Introduction
We’ll be hearing a lot from politicians this summer and fall about the urgency of dealing with Medicare spending, which will begin to rise sharply in the coming years as increasing numbers of the country’s 75 million baby boomers turn 65.
If we’re fortunate, some courageous candidates will call for renewed debate on a provision of the health care reform bill that had once enjoyed bipartisan support. The one that spineless Democrats decided had to be yanked when a certain former vice presidential nominee claimed, falsely, that it would create government-run “death panels.”
Medicare expenditures now total more than half a trillion dollars annually, representing 15 percent of federal spending. The only programs to which the government devotes more dollars are Social Security and national defense, both of which consume 20 percent of yearly federal outlays.
The Congressional Budget Office projects that the average annual growth in Medicare spending will be 5.8 percent between 2012 and 2020. It would have been one percentage point higher than that, according to the CBO, if not for the cost-constraining provisions of the Affordable Care Act, most notably the one that will gradually eliminate the bonuses the government pays private insurers to participate in the Medicare Advantage program.
The Affordable Care Act might have been able to curtail spending further if it hadn’t been for Sarah Palin’s reckless rhetoric. It was Palin who charged that a provision of the law allowing Medicare to pay doctors for having end-of-life discussions with their patients would lead to government-run “death panels.”
That provision was important because, according to the Congressional Research Service, about one-fourth of total Medicare spending is for the last year of life, and a lot of that spending could be avoided if more folks received counseling from their doctors on what they should do to ensure that their wishes are carried out when the grim reaper comes calling.

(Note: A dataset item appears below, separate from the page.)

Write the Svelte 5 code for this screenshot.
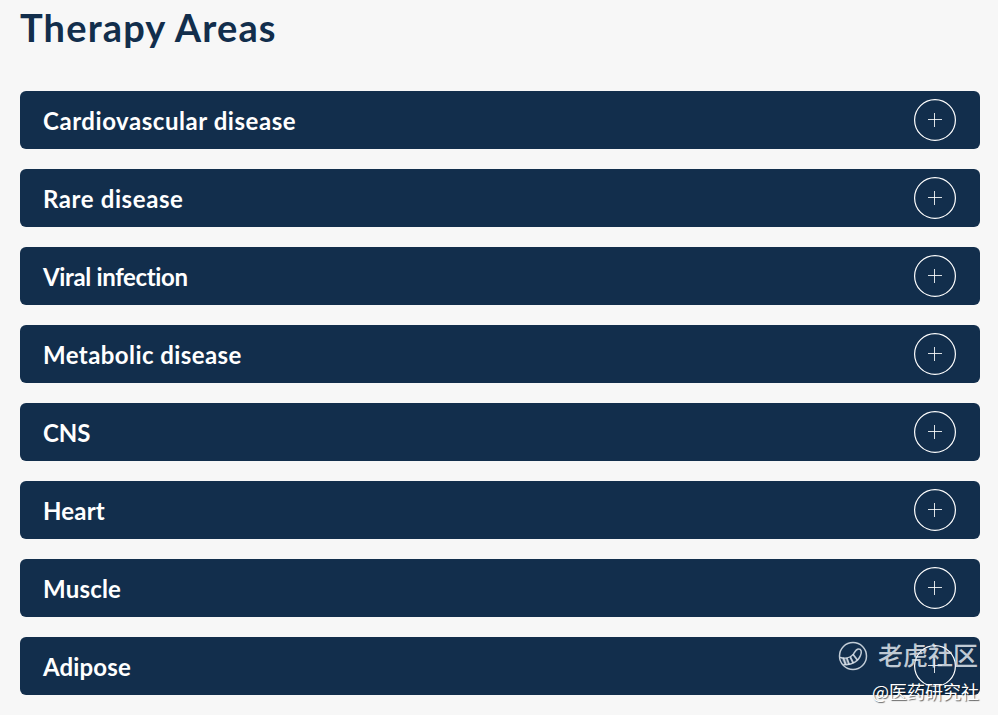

No one understands this better than Dan Morhaim, an adjunct professor in the Johns Hopkins Bloomberg School of Public Health and deputy majority leader of the Maryland House of Delegates. Morhaim, who also has been an emergency room physician and internist, has seen many cases in which people were hooked up to machines in vain attempts to restore their health — so many, in fact, that he wrote a book that should be required reading on Capitol Hill.

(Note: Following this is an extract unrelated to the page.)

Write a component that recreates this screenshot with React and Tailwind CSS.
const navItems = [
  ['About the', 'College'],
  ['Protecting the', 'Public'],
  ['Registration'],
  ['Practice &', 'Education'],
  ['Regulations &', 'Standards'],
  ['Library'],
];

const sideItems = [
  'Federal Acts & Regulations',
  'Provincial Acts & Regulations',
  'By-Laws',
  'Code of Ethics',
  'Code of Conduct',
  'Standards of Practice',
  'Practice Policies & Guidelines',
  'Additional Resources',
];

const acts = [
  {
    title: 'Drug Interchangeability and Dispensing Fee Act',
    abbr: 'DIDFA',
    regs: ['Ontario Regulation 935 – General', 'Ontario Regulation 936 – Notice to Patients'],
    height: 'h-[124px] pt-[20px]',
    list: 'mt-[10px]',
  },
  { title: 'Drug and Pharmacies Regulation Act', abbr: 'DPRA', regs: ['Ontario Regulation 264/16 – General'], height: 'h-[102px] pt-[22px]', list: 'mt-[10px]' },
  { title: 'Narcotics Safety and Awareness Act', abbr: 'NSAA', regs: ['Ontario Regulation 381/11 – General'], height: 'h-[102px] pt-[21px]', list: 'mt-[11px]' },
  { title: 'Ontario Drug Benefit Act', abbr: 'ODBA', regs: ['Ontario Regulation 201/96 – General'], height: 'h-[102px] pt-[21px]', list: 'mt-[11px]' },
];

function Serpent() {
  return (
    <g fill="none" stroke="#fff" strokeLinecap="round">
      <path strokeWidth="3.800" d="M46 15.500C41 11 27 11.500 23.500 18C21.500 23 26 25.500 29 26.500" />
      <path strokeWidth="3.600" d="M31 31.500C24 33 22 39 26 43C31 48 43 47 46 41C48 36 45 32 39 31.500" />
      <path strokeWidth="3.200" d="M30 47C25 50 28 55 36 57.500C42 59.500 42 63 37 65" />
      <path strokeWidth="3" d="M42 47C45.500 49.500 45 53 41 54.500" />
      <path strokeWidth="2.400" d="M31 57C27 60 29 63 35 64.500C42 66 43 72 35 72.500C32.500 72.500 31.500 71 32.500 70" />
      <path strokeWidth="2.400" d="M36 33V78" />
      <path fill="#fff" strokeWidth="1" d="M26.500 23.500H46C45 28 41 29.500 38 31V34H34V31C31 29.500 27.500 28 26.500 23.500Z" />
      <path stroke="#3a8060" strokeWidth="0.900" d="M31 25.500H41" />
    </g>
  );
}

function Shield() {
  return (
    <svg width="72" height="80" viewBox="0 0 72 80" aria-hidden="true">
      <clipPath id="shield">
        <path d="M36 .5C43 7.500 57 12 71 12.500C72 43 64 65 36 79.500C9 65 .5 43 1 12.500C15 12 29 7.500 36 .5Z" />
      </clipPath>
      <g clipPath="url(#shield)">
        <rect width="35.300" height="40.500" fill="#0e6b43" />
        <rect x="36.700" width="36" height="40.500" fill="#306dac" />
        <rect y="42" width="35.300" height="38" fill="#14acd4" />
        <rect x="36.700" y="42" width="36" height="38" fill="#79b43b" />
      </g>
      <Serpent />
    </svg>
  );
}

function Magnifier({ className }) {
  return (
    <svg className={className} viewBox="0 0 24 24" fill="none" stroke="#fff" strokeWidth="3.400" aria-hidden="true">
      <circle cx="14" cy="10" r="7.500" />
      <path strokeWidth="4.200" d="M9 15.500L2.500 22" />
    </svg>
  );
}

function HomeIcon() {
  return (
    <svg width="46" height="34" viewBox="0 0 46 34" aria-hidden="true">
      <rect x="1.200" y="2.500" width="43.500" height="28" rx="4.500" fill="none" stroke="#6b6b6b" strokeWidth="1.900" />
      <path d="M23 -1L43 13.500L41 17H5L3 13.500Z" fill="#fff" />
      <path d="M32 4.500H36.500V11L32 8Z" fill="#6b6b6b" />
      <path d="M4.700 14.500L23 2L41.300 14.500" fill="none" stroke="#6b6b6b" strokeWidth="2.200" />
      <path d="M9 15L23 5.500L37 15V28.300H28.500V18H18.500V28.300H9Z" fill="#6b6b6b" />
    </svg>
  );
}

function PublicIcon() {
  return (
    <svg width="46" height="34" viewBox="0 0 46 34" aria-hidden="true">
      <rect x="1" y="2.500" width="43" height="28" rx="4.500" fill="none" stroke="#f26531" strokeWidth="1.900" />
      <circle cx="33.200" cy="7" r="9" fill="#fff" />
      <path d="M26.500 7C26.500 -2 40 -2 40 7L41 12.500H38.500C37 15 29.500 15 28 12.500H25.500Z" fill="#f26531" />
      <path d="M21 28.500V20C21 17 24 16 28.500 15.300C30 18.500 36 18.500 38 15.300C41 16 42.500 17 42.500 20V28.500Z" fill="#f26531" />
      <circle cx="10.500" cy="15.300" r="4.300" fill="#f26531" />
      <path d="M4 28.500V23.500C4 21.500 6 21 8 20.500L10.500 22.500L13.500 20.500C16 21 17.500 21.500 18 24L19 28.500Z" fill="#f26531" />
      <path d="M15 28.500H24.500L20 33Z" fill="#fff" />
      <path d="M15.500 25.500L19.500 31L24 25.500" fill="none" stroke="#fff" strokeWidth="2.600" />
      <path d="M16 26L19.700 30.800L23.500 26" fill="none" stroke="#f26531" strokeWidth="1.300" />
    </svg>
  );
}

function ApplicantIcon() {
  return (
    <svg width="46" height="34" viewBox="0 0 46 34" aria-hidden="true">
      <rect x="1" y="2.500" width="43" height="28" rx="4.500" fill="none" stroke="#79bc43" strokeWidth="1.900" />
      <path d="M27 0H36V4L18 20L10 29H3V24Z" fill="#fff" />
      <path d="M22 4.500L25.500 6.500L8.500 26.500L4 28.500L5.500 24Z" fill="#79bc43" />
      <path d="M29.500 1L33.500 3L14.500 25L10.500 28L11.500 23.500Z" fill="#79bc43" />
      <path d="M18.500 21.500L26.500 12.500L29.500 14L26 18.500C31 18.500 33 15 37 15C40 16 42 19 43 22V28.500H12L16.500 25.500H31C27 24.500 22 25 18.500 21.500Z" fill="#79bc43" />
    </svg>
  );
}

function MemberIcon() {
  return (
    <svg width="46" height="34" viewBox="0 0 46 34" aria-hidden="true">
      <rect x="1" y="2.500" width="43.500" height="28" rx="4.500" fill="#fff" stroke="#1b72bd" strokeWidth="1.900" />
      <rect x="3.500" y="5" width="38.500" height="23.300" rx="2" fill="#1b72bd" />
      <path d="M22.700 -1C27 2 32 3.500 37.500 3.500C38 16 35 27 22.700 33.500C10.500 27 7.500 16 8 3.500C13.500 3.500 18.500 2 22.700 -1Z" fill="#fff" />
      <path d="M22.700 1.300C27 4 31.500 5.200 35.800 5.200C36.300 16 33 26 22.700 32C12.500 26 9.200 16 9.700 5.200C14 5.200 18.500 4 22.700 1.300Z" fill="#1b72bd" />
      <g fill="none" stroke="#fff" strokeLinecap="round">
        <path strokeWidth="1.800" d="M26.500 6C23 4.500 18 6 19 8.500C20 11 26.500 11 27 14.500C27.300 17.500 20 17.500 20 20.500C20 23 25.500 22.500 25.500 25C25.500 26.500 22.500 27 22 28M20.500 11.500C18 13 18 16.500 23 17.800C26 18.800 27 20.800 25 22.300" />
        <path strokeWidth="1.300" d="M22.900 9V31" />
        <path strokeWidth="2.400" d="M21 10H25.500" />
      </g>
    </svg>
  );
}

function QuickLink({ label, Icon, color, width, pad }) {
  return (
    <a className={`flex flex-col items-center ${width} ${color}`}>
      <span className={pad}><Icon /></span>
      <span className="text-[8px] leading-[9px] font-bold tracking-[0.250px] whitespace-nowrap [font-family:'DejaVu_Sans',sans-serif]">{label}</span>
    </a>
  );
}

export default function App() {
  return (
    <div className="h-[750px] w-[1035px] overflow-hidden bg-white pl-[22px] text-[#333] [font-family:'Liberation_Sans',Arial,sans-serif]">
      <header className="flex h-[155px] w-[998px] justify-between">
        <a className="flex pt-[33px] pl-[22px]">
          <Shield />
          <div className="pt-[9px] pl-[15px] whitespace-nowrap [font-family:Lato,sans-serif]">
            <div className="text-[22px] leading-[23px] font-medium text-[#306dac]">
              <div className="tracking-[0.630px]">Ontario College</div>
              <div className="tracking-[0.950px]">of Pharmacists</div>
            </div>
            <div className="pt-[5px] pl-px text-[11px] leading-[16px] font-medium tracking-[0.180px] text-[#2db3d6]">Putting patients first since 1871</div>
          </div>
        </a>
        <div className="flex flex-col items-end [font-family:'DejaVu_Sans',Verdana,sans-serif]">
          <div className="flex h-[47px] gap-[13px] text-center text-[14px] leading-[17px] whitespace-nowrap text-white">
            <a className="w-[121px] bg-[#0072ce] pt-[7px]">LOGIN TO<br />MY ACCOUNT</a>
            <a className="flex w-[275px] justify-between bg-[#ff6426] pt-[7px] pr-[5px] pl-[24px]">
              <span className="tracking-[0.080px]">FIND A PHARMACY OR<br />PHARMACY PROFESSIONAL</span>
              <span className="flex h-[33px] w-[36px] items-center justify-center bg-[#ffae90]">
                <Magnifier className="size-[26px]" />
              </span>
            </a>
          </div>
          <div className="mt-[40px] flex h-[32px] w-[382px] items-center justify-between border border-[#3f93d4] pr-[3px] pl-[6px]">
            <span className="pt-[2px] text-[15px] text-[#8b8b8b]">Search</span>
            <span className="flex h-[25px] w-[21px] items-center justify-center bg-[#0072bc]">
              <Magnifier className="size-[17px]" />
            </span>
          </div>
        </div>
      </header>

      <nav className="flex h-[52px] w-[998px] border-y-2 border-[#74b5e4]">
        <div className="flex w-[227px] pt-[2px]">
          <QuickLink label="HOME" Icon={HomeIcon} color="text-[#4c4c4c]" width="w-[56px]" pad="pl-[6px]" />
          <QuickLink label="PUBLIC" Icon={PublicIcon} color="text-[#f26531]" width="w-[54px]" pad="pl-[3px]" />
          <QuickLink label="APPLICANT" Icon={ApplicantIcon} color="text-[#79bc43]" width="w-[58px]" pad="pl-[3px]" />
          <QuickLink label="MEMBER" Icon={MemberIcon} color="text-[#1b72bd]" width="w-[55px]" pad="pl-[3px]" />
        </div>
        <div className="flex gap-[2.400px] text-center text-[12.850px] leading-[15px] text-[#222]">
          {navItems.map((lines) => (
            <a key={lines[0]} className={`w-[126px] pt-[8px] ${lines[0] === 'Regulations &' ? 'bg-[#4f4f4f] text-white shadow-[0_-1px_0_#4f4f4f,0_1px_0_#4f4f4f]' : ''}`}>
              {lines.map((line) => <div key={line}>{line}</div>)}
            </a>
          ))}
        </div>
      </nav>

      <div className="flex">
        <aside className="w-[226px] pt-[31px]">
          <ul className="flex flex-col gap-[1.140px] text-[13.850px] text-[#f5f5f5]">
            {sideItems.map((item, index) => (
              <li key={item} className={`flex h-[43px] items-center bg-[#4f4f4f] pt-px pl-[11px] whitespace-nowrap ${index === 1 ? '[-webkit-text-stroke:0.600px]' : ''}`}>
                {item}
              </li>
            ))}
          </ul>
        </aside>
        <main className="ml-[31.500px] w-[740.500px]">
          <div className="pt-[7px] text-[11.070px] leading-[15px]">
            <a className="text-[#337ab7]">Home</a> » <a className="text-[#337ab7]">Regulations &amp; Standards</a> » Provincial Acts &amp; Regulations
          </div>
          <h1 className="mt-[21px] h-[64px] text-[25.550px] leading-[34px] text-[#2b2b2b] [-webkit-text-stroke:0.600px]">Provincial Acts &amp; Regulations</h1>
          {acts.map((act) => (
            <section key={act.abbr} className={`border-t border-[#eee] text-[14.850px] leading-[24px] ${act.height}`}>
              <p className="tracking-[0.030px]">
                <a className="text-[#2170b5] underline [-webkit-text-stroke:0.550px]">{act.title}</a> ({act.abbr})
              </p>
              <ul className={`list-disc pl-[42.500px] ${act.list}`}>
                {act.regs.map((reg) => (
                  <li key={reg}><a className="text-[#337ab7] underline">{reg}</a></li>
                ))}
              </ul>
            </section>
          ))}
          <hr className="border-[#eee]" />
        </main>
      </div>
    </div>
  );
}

After reading Morhaim’s book, “The Better End—Surviving (and Dying) on Your Own Terms in Today’s Modern Medical World,” you’ll want to be sure you have a living will or advance directive in place—for your own good, for your family’s good and for your country’s as well.
Advance directives, which allow you to specify the kind of care you want as you approach the end of life, “offer something rare and important in our modern medical system,” Morhaim wrote. “They provide an opportunity to exert influence.”
And that’s never been more important, Morhaim contends. “As the baby boom generation reaches its senior years, as new lifesaving medical treatments are announced almost weekly and as our health care system confronts a crisis of affordability, the need is urgent for ordinary people to demand participation in end-of-life decisions.”
Another physician lawmaker who once shared Morhaim’s passion on this issue is Rep. Charles Boustany of Louisiana. Boustany, a heart surgeon, was one of three Republicans who cosponsored a bill in 2009 that formed the basis of the provision Palin maligned and mischaracterized.
When other Republicans began adopting Palin’s talking point, Boustany was forced to defend his support of the original bill. He was quoted as saying that he knew of many situations in which a critically ill patient hadn’t made his wishes known, leaving family members with the burden of making end-of-life treatment decisions. “This happens every day, multiple times, in hospitals across the country,” he said. “It’s a very important issue.”
The principal sponsor of the legislation, Rep. Earl Blumenauer, D-Ore., said he was stunned when the controversy erupted. “It’s just beyond bizarre,” he told reporters at the time, noting that his bill had broad bipartisan support before Palin posted the death-panel charge on her Facebook page.
What was a good idea then is a good idea now, but Palin so poisoned the well that not a single Republican, not even Boustany, will go near it, certainly not in an election year. Blumenauer has reintroduced the measure as a stand-alone bill, and it has several cosponsors. But as you might imagine, all of them are Democrats. And because Republicans now control the House, Blumenauer hasn’t even been able to get a hearing on the measure.
There is still some hope that the bill might someday become law. Boustany indicated in a 2009 interview that he and other proponents might be willing to back it again “at some point when the temperature has cooled down.”
Many families—and the Medicare program—will be better off if that moment comes sooner rather than later.